At first glance, Loulo-Gounkoto is a solid Tier 1 operation. Upon closer inspection however, its >500 koz per annum production is in fact, sourced from a series of smaller mines. Up to 2027, prospects are excellent, with the underground supplying ~3.5 Mtpa at ~5 g/t and open pits supplying ~1.3 Mtpa at ~3.6 g/t. Challenges emerge as underground mining reduces to 1.7 Mtpa and grades fall to 4 g/t. Open pits are sensitive to grade here due to high strip ratio, restricting surface operations to high grade ore. To compensate for reduced underground mining, open pit ramps up after 2028, despite mining at a reduced grade of <2 g/t. Reduced margins are evidenced by AISC of $767/oz up to 2028, rising to $992/oz with increased open pit mining until 2032, then reducing to $986/oz with reduced scale underground only operations until end of mine life in 2037. Based on project economics outlined in the technical report, mining from 2029 to 2037 shows little financial gain. While >500 koz production is stretched to 2032, it demands an outsized amount of effort and requires a complex balancing act in mine planning, with questionable profitability. Mining Momentum sees potential however. The LOM is based on current Reserve. Loulo-Gounkoto has a huge M+I Resource of 25 Mt and Inferred Resource of 28 Mt and the deposit is open at depth. 

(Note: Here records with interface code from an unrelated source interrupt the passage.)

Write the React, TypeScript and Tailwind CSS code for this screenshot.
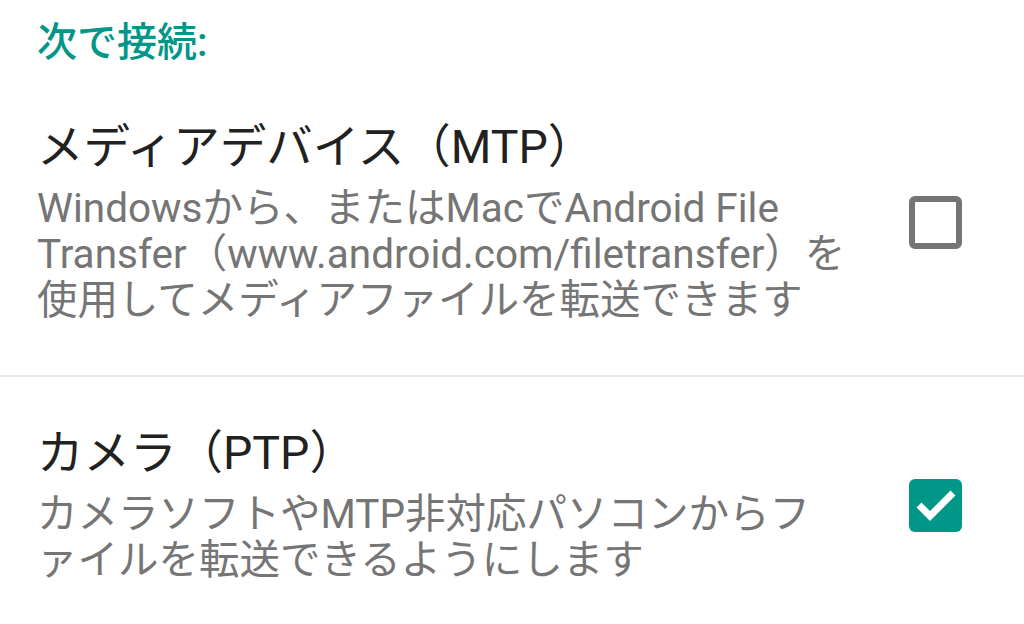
import React from 'react';

const font = { fontFamily: 'Roboto, "Noto Sans CJK JP", sans-serif' };

type Item = {
  title: string;
  summary: string;
  checked: boolean;
};

const items: Item[] = [
  {
    title: 'メディアデバイス（MTP）',
    summary: 'Windowsから、またはMacでAndroid File Transfer（www.android.com/filetransfer）を使用してメディアファイルを転送できます',
    checked: false,
  },
  {
    title: 'カメラ（PTP）',
    summary: 'カメラソフトやMTP非対応パソコンからファイルを転送できるようにします',
    checked: true,
  },
];

function Checkbox({ checked }: { checked: boolean }) {
  if (checked) {
    return (
      <div className="w-[53px] h-[53px] shrink-0 rounded-[6px] bg-[#009688] flex items-center justify-center">
        <svg width="53" height="53" viewBox="0 0 53 53">
          <path d="M10 26 L21 37 L44 14" fill="none" stroke="#ffffff" strokeWidth="7" />
        </svg>
      </div>
    );
  }
  return <div className="w-[53px] h-[53px] shrink-0 rounded-[6px] border-[6px] border-[#757575]" />;
}

export default function App() {
  return (
    <div lang="ja" className="w-[1024px] h-[624px] bg-white overflow-hidden" style={font}>
      <div className="pl-[37px] pt-[20px] text-[40px] leading-[46px] font-medium text-[#009688]">
        次で接続:
      </div>

      {items.map((item, index) => (
        <div key={item.title}>
          {index > 0 && <div className="h-[2px] bg-[#e6e6e6]" />}
          <div
            className={`flex items-center pl-[37px] pr-[62px] ${
              index === 0 ? 'pt-[55px] pb-[52px]' : 'pt-[50px]'
            }`}
          >
            <div className="w-[811px] mr-[61px]">
              <p className="text-[46.5px] leading-[52px] text-[#212121] mb-[12px]">{item.title}</p>
              <p className="text-[40.5px] leading-[46px] text-[#757575]">{item.summary}</p>
            </div>
            <Checkbox checked={item.checked} />
          </div>
        </div>
      ))}
    </div>
  );
}
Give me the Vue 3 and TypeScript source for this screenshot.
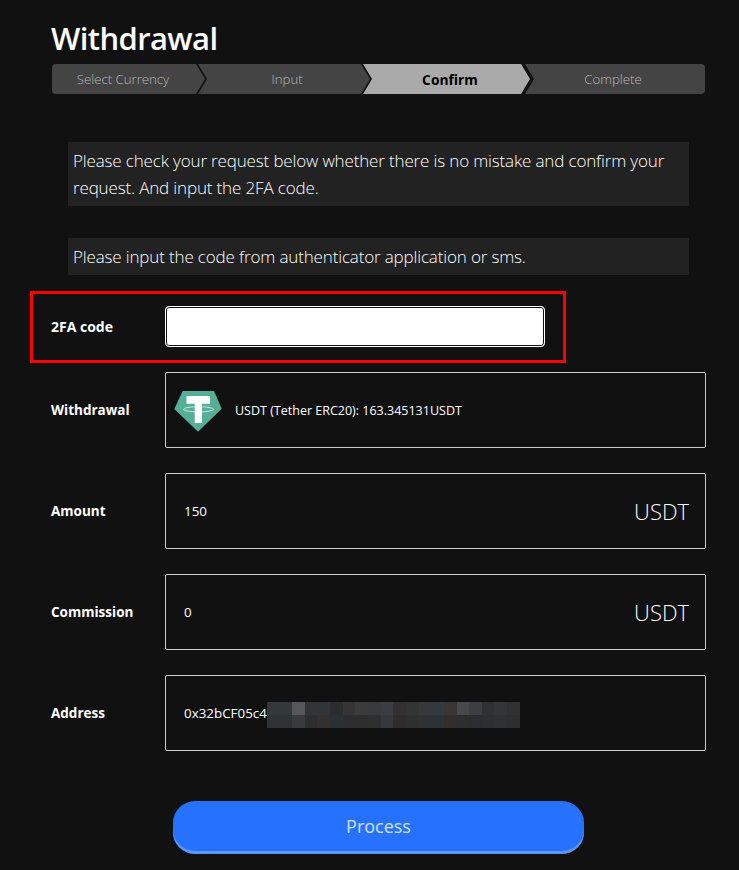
<script setup lang="ts">
const steps = [
  { label: 'Select Currency', cls: 'first' },
  { label: 'Input', cls: 'second' },
  { label: 'Confirm', cls: 'third active' },
  { label: 'Complete', cls: 'last' }
]

// pixelated part of the address, two rows of blocks
const topRow = ['#33383b', '#33383b', '#55575a', '#333436', '#313538', '#2d2d30', '#353535', '#3c3b3b', '#3a3a3c', '#3c3d42', '#313131', '#333534', '#363839', '#2f3b3e', '#3b3434', '#47484a', '#3e3e42', '#2f3133', '#333537', '#303132']
const bottomRow = ['#2f3336', '#2f3336', '#383a3b', '#2c2d2f', '#333130', '#2b3033', '#2c2d30', '#2d2d2d', '#2e3030', '#37383e', '#2e2d2c', '#2e2f2f', '#2f3234', '#2b3336', '#332d2d', '#2d2e30', '#2c2d31', '#2c2e30', '#2f3032', '#2d2e2f']
const blur = [...topRow, ...bottomRow]
</script>

<template>
  <div class="page">
    <h1>Withdrawal</h1>

    <ul class="stepper">
      <li v-for="s in steps" :key="s.label" :class="['step', s.cls]">{{ s.label }}</li>
    </ul>

    <p class="notice first-notice">
      Please check your request below whether there is no mistake and confirm your request. And input the 2FA code.
    </p>
    <p class="notice second-notice">Please input the code from authenticator application or sms.</p>

    <div class="code-row">
      <label class="label" for="code">2FA code</label>
      <input id="code" class="code-input" type="text" />
      <div class="highlight"></div>
    </div>

    <div class="row">
      <span class="label">Withdrawal</span>
      <div class="field">
        <svg class="coin" viewBox="0 0 48 42" width="48" height="42">
          <polygon points="8.7,0 40,0 47.7,17.8 24,40.7 0.3,18" fill="#55ae96" />
          <path d="M12.500 5h23.500v7.700h-8V32h-7.300V12.700h-8.200z" fill="#fff" />
          <ellipse cx="24.500" cy="18.300" rx="15" ry="2.600" fill="none" stroke="#fff" stroke-width="0.800" opacity="0.850" />
        </svg>
        <span class="coin-text">USDT (Tether ERC20): 163.345131USDT</span>
      </div>
    </div>

    <div class="row">
      <span class="label">Amount</span>
      <div class="field value">
        <span>150</span>
        <span class="unit">USDT</span>
      </div>
    </div>

    <div class="row">
      <span class="label">Commission</span>
      <div class="field value">
        <span>0</span>
        <span class="unit">USDT</span>
      </div>
    </div>

    <div class="row">
      <span class="label">Address</span>
      <div class="field address">
        <span>0x32bCF05c4</span>
        <div class="mosaic">
          <i v-for="(c, i) in blur" :key="i" :style="{ background: c }"></i>
        </div>
      </div>
    </div>

    <div class="actions">
      <button class="process" type="button">Process</button>
    </div>
  </div>
</template>

<style>
html,
body {
  background: #111;
}
</style>

<style scoped>
.page {
  box-sizing: border-box;
  width: 739px;
  height: 870px;
  padding: 18px 33px 0 51px;
  background: #111;
  color: #fff;
  font-family: "Open Sans", "Liberation Sans", sans-serif;
  overflow: hidden;
}

h1 {
  margin: 0;
  height: 46px;
  font-size: 31px;
  line-height: 40px;
  font-weight: 600;
  letter-spacing: -0.6px;
}

.stepper {
  display: flex;
  width: 653px;
  height: 30px;
  margin: 0 0 0 1px;
  padding: 0;
  list-style: none;
  border-radius: 4px;
  overflow: hidden;
}

.step {
  box-sizing: border-box;
  display: flex;
  align-items: center;
  justify-content: center;
  margin-left: -6px;
  background: #444;
  color: #b8b8b8;
  font-size: 13.200px;
  font-weight: 300;
  clip-path: polygon(0 0, calc(100% - 9px) 0, 100% 50%, calc(100% - 9px) 100%, 0 100%, 9px 50%);
}

.step.first {
  width: 153px;
  margin-left: 0;
  padding-right: 11px;
  clip-path: polygon(0 0, calc(100% - 9px) 0, 100% 50%, calc(100% - 9px) 100%, 0 100%);
}

.step.second {
  width: 172px;
  margin-left: -7px;
  padding-left: 6px;
}

.step.third {
  width: 167px;
  margin-left: -7px;
  padding-left: 7px;
}

.step.last {
  width: 180px;
  margin-left: -5px;
  padding-right: 4px;
  clip-path: polygon(0 0, 100% 0, 100% 100%, 0 100%, 9px 50%);
}

.step.active {
  background: #aaa;
  color: #000;
  font-size: 13.800px;
  font-weight: 700;
}

.notice {
  box-sizing: border-box;
  width: 621px;
  margin: 0 0 0 17px;
  padding: 6px 5px;
  background: #222;
  font-size: 17px;
  line-height: 27px;
  font-weight: 300;
  letter-spacing: -0.150px;
}

.first-notice {
  height: 64px;
  margin-top: 48px;
  padding-top: 5px;
}

.second-notice {
  height: 37px;
  margin-top: 32px;
  padding-top: 5px;
}

.label {
  font-size: 13.500px;
  font-weight: 700;
}

.code-row {
  position: relative;
  display: grid;
  grid-template-columns: 114px 380px;
  align-items: center;
  height: 41px;
  margin-top: 31px;
}

.code-row .label {
  font-size: 14px;
}

.code-input {
  box-sizing: border-box;
  width: 380px;
  height: 41px;
  margin: 0;
  padding: 0 8px;
  background: #fff;
  border: 1px solid #fff;
  border-radius: 4px;
  outline: none;
  box-shadow: inset 0 0 0 1px #111;
}

.highlight {
  position: absolute;
  left: -21px;
  top: -15px;
  width: 536px;
  height: 72px;
  box-sizing: border-box;
  border: 3px solid #f00;
  pointer-events: none;
}

.row {
  display: grid;
  grid-template-columns: 114px 541px;
  align-items: center;
  height: 76px;
  margin-bottom: 25px;
}

.code-row + .row {
  margin-top: 25px;
}

.field {
  box-sizing: border-box;
  display: flex;
  align-items: center;
  height: 76px;
  border: 1px solid #ccc;
  border-radius: 2px;
  font-size: 13.400px;
  font-weight: 400;
}

.field.value,
.field.address {
  padding: 0 16px 0 18px;
}

.field.value {
  justify-content: space-between;
}

.unit {
  font-size: 22px;
  font-weight: 300;
}

.coin {
  margin: 3px 0 0 8px;
  flex: none;
}

.coin-text {
  margin-left: 13px;
  font-size: 12.500px;
  font-weight: 400;
}

.mosaic {
  display: grid;
  grid-template-columns: repeat(20, 12.650px);
  grid-auto-rows: 13px;
  margin-top: 3px;
}

.mosaic i {
  display: block;
}

.actions {
  display: flex;
  margin-top: 50px;
  padding-left: 122px;
}

.process {
  width: 411px;
  height: 53px;
  padding: 0 0 3px;
  border: 0;
  border-radius: 22px;
  background: #2672ff;
  box-shadow: inset 0 -3px 0 #5c96ff;
  color: #cfe0ff;
  font-family: inherit;
  font-size: 18px;
  font-weight: 400;
}
</style>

When considering Resource conversion, Mining Momentum has excluded open pit Resources since the deposits are sensitive to strip ratio and it is unknown whether pit limits are governed by surface infrastructure. Any additional metal may be considered as pit design upside opportunities. Mining Momentum thus opts to focus on the underground portion of Resources, 22 Mt M+I at 3.84 g/t and 19.6 Mt Inferred at 2.9 g/t. Mining Momentum estimates this to amount to an additional 14.5 years worth of mining at 1.8 Mtpa, adding 200 koz per year. Mining Momentum estimates underground production to average over 450 koz per year. This also enables open pits to continue operating at its current throughput to produce over 120 koz per year. Mining Momentum expects Loulo-Gounkoto to maintain over 550 koz per year to the end of the 2030s. While there are uncertainties in the mine plan beyond 2028, due to its massive underground Resource, Mining Momentum is confident in continued Resource conversion to enable Loulo-Gounkoto to continue producing close to 600 koz per year for at least a decade and half, not to mention additional exploration potential. Truly a world class deposit! 

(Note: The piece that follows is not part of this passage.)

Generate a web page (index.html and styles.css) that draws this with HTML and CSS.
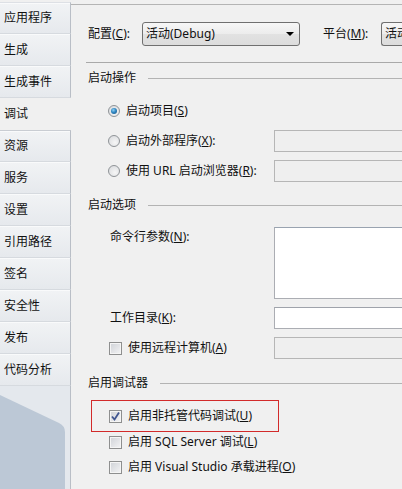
FILE: index.html
```html
<!DOCTYPE html>
<html lang="zh-CN">
<head>
<meta charset="utf-8">
<title>调试</title>
<link rel="stylesheet" href="styles.css">
</head>
<body>
<div class="app">
  <nav class="side">
    <div class="tab first">应用程序</div>
    <div class="tab">生成</div>
    <div class="tab">生成事件</div>
    <div class="tab sel">调试</div>
    <div class="tab after">资源</div>
    <div class="tab">服务</div>
    <div class="tab">设置</div>
    <div class="tab">引用路径</div>
    <div class="tab">签名</div>
    <div class="tab">安全性</div>
    <div class="tab">发布</div>
    <div class="tab">代码分析</div>
    <div class="filler">
      <svg class="deco" width="70" height="103" viewBox="0 0 70 103">
        <path d="M0 9 L59 37 Q65 40 65 46 L65 103 L0 103 Z" fill="#bcc8d6"/>
      </svg>
    </div>
  </nav>
  <main class="panel">
    <div class="cfg">
      <span class="lbl l1">配置(<u>C</u>):</span>
      <div class="combo c1"><span>活动(Debug)</span><i class="arrow"></i></div>
      <span class="lbl l2">平台(<u>M</u>):</span>
      <div class="combo c2"><span>活动</span></div>
    </div>
    <div class="sep"></div>

    <div class="hdr h1"><span>启动操作</span><i></i></div>
    <div class="group">
      <div class="frow"><label class="opt"><span class="radio on"></span><span>启动项目(<u>S</u>)</span></label></div>
      <div class="frow"><label class="opt"><span class="radio"></span><span>启动外部程序(<u>X</u>):</span></label><div class="box dis"></div></div>
      <div class="frow"><label class="opt"><span class="radio"></span><span>使用 URL 启动浏览器(<u>R</u>):</span></label><div class="box dis"></div></div>
    </div>

    <div class="hdr h2"><span>启动选项</span><i></i></div>
    <div class="frow cmd"><span class="flbl">命令行参数(<u>N</u>):</span><div class="box area"></div></div>
    <div class="frow work"><span class="flbl">工作目录(<u>K</u>):</span><div class="box"></div></div>
    <div class="frow remote"><label class="opt ck"><span class="cb"></span><span>使用远程计算机(<u>A</u>)</span></label><div class="box dis"></div></div>

    <div class="hdr h3"><span>启用调试器</span><i></i></div>
    <div class="hl">
      <label class="opt"><span class="cb on"><svg width="11" height="11" viewBox="0 0 11 11"><path d="M2 5.5 L4.5 8.5 L9 1.5" fill="none" stroke="#3f5590" stroke-width="1.8"/></svg></span><span>启用非托管代码调试(<u>U</u>)</span></label>
    </div>
    <div class="crow sql"><label class="opt"><span class="cb"></span><span>启用 SQL Server 调试(<u>L</u>)</span></label></div>
    <div class="crow vs"><label class="opt"><span class="cb"></span><span>启用 Visual Studio 承载进程(<u>O</u>)</span></label></div>
  </main>
</div>
</body>
</html>
```

FILE: styles.css
```css
html, body {
  margin: 0;
  padding: 0;
  width: 402px;
  height: 489px;
  overflow: hidden;
  background: #f0f0f0;
}
body {
  font-family: "Noto Sans", "Noto Sans CJK SC", sans-serif;
  font-size: 12px;
  line-height: 16px;
  color: #111;
}
u { text-decoration: underline; text-underline-offset: 1px; }

.app {
  display: flex;
  height: 489px;
}

/* ---------- side tabs ---------- */
.side {
  width: 71px;
  flex: none;
  display: flex;
  flex-direction: column;
  padding-top: 2px;
  box-sizing: border-box;
  background: #f0f0f0;
}
.tab {
  height: 32px;
  box-sizing: border-box;
  padding-left: 4px;
  display: flex;
  align-items: center;
  background: linear-gradient(#f1f3f5, #e6e9ed);
  border-right: 1px solid #b9bec6;
  border-bottom: 1px solid #d6dadf;
  box-shadow: inset 0 1px 0 #f9fafb;
}
.tab.first { border-top: 1px solid #dde0e5; }
.tab.sel {
  background: #f0f0f0;
  border-right: none;
  border-bottom: none;
  box-shadow: none;
}
.tab.after { border-top: 1px solid #c9cdd3; }
.filler {
  flex: 1;
  background: #e4e8ed;
  border-right: 1px solid #b9bec6;
  overflow: hidden;
}
.deco { display: block; }

/* ---------- main panel ---------- */
.panel {
  flex: 1;
  min-width: 0;
  margin-top: 4px;
  border-top: 1px solid #b4b4b4;
  padding: 17px 0 0 17px;
  overflow: hidden;
  background: #f0f0f0;
}

.cfg {
  display: flex;
  align-items: center;
  height: 24px;
  white-space: nowrap;
}
.lbl { flex: none; }
.l1 { width: 54px; }
.l2 { width: 58px; margin-left: 23px; }
.combo {
  flex: none;
  height: 24px;
  box-sizing: border-box;
  border: 1px solid #707070;
  border-radius: 3px;
  background: linear-gradient(#f7f7f7, #ececec 50%, #e2e2e2 51%, #dcdcdc);
  display: flex;
  align-items: center;
  padding-left: 3px;
  position: relative;
}
.c1 { width: 158px; }
.c2 { width: 21px; border-right: none; border-radius: 3px 0 0 3px; overflow: hidden; }
.arrow {
  position: absolute;
  right: 5px;
  top: 9px;
  width: 0;
  height: 0;
  border-left: 4px solid transparent;
  border-right: 4px solid transparent;
  border-top: 4px solid #000;
}

.sep {
  margin: 16px 0 0 -2px;
  height: 1px;
  background: #a9a9a9;
}

.hdr {
  display: flex;
  align-items: center;
  height: 16px;
}
.hdr span { flex: none; }
.hdr i {
  flex: 1;
  height: 1px;
  margin-left: 12px;
  background: #b3b3b3;
}
.h1 { margin-top: 7px; }
.h2 { margin-top: 15px; }
.h3 { margin-top: 16px; }

.group {
  margin-top: 14px;
  display: flex;
  flex-direction: column;
  gap: 8px;
}
.frow {
  display: grid;
  grid-template-columns: 186px 1fr;
  height: 22px;
  align-items: center;
}
.opt {
  display: flex;
  align-items: center;
  gap: 6px;
  margin-left: 20px;
  white-space: nowrap;
}
.opt.ck { margin-left: 21px; gap: 6px; }

.box {
  height: 22px;
  width: 200px;
  box-sizing: border-box;
  background: #fff;
  border: 1px solid #abadb3;
  border-top-color: #9fa3ab;
}
.box.dis {
  background: #efefef;
  border-color: #b6b6b6;
}
.box.area { height: 72px; border-top-color: #99a3b0; }

.flbl { margin-left: 22px; white-space: nowrap; }

.cmd { margin-top: 14px; height: 72px; align-items: start; }
.cmd .flbl { margin-top: 2px; }
.work { margin-top: 8px; }
.remote { margin-top: 8px; }

.radio {
  width: 12px;
  height: 12px;
  flex: none;
  box-sizing: border-box;
  border-radius: 50%;
  border: 1px solid #8f9397;
  background: radial-gradient(circle at 60% 65%, #f6f6f6 0, #e3e4e6 60%, #d6d8db 100%);
  position: relative;
}
.radio.on::after {
  content: "";
  position: absolute;
  left: 2px;
  top: 2px;
  width: 6px;
  height: 6px;
  border-radius: 50%;
  background: radial-gradient(circle at 40% 35%, #8fd0f2 0, #2f86c2 45%, #174f7c 100%);
}

.cb {
  width: 13px;
  height: 13px;
  flex: none;
  box-sizing: border-box;
  border: 1px solid #8e8f8f;
  background: linear-gradient(135deg, #cfd2d7, #f4f4f5);
  box-shadow: inset 0 0 0 1px #f5f5f5;
  display: flex;
  align-items: center;
  justify-content: center;
}
.cb svg { display: block; }

.hl {
  margin: 9px 0 0 3px;
  width: 188px;
  height: 32px;
  box-sizing: border-box;
  border: 1px solid #d22a2a;
  display: flex;
  align-items: center;
}
.hl .opt { margin-left: 17px; }

.crow {
  height: 20px;
  display: flex;
  align-items: center;
}
.crow .opt { margin-left: 21px; }
.vs { margin-top: 5px; }
```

The information presented above does not constitute investment advice. This is a summary from the NI 43-101 Technical Report effective December 31, 2022 (INSERT), with commentary from the author. Statements above do not represent the views of Barrick Gold. If any discrepancies arise, the information contained within the NI 43-101 are official and final. For latest depletion data, please refer to the AIF update.